White Collar Division holds grievance workshops

The DC 37 White Collar Division’s first grievance-training workshop, held Nov. 28 and 29 at DC 37, focused on winning grievances, protecting members’ rights and enforcing union contracts.

The agenda was crafted by Division Director Mike Riggio, Assistant Division Director Chris Wilgenkamp, Field Operations Director Barbara Edmonds, Senior Assistant General Counsel Robin Roach and Peggy Sipser, an arbitrator and New York Law School professor. The program covered the citywide and unit contracts, disciplinary and contractual grievances, pay orders, arbitrations, interviews and investigations.

About 40 local presidents, grievance reps and council reps participated in the sessions. The division developed a curriculum to address the special needs of its 14 locals.

“This division services workers in mayoral agencies as well as many governed by the National Labor Relations Board, the State Employment Relations Board and the state Public Employment Relations Board,” Riggio explained. “Not everyone has Section 75 or civil service protections.”

Understanding salary pay orders was a primary concern. “We addressed many misconceptions regarding payroll and trained participants in understanding and implementing pay orders,” said Wilgenkamp. The diivision plans additional training on these subjects in the future.

Through grievances and labor-management meetings, the division has recouped over $2 million owed to members in the cultural institutions, state offices and city agencies where employers misinterpreted pay orders, said Riggio.

“I learned more about the grievance investigation process and about arbitration.
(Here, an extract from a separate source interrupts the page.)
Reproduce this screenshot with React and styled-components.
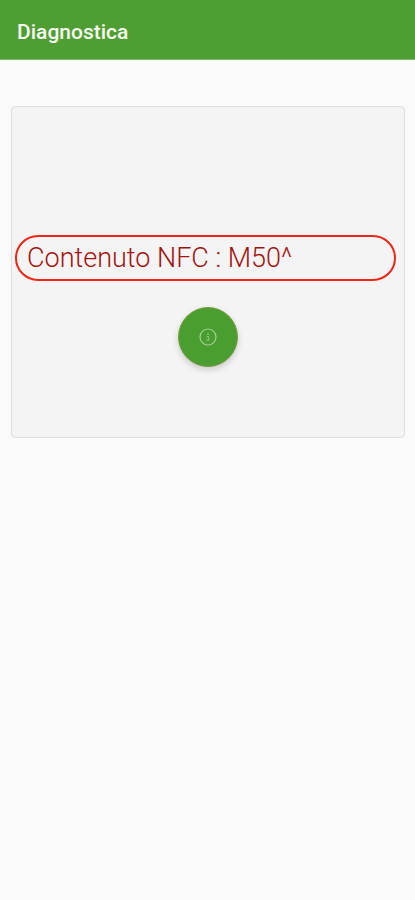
import React from "react";
import styled, { createGlobalStyle } from "styled-components";

const GlobalStyle = createGlobalStyle`
  * {
    box-sizing: border-box;
  }
  body {
    margin: 0;
    background-color: #fafafa;
    font-family: Roboto, "Liberation Sans", sans-serif;
  }
`;

// Styled components

const Page = styled.div`
  min-height: 100vh;
  display: flex;
  flex-direction: column;
`;

const AppBar = styled.header`
  display: flex;
  align-items: center;
  padding: 19px 17px 14px;
  background-color: #4f9e33;
  border-bottom: 1px solid #7fb96c;
`;

const Title = styled.h1`
  margin: 0;
  color: #f7fbf2;
  font-size: 21px;
  line-height: 26px;
  font-weight: 500;
`;

const Content = styled.main`
  padding: 46px 10px 46px 11px;
`;

const Card = styled.section`
  display: flex;
  flex-direction: column;
  align-items: center;
  gap: 26px;
  padding: 128px 8px 70px 3px;
  background-color: #f4f4f4;
  border: 1px solid #dedede;
  border-radius: 4px;
`;

const NfcContent = styled.p`
  align-self: stretch;
  margin: 0;
  padding: 7px 10px;
  color: #a31410;
  border: 2px solid #ee2618;
  border-radius: 23px;
  font-size: 27px;
  line-height: 28px;
  font-weight: 350;
`;

const ScanButton = styled.button`
  display: flex;
  align-items: center;
  justify-content: center;
  width: 60px;
  height: 60px;
  margin-left: 4px;
  padding: 0;
  border: 1px solid #7d9a45;
  border-radius: 50%;
  background-color: #4a9e30;
  box-shadow: 0 3px 6px rgba(0, 0, 0, 0.16);
  cursor: pointer;
`;

const InfoIcon = () => (
  <svg width="20" height="20" viewBox="0 0 20 20" fill="none" aria-hidden="true">
    <circle cx="10" cy="10" r="8" stroke="#a5cf95" strokeWidth="1.2" />
    <circle cx="10" cy="7" r="1" fill="#8cc078" />
    <path d="M8.5 9.5H10.5V13M8 13H12" stroke="#8cc078" strokeWidth="1.2" />
  </svg>
);

const App = () => {
  return (
    <>
      <GlobalStyle />
      <Page>
        <AppBar>
          <Title>Diagnostica</Title>
        </AppBar>
        <Content>
          <Card>
            <NfcContent>Contenuto NFC : M50^</NfcContent>
            <ScanButton type="button" aria-label="Info">
              <InfoIcon />
            </ScanButton>
          </Card>
        </Content>
      </Page>
    </>
  );
};

export default App;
Being engaged throughout the entire process says we care about our members,” said Jonathan Perez, vice president of Wildlife Conservation Society Local 1501.

“The workshop stressed the importance of following the contract, keeping a paper trail and conducting a good investigation before the case begins,” said Quasi-Public Employees Local 374 President Cuthbert Dickerson. “The role-playing sessions with an arbitrator revealed our strengths and weaknesses.”

“The more training we can get, the better prepared we will be to handle our members’ concerns,” said Perez.

The division plans to offer local executive board members and shop stewards similar training sessions in the future.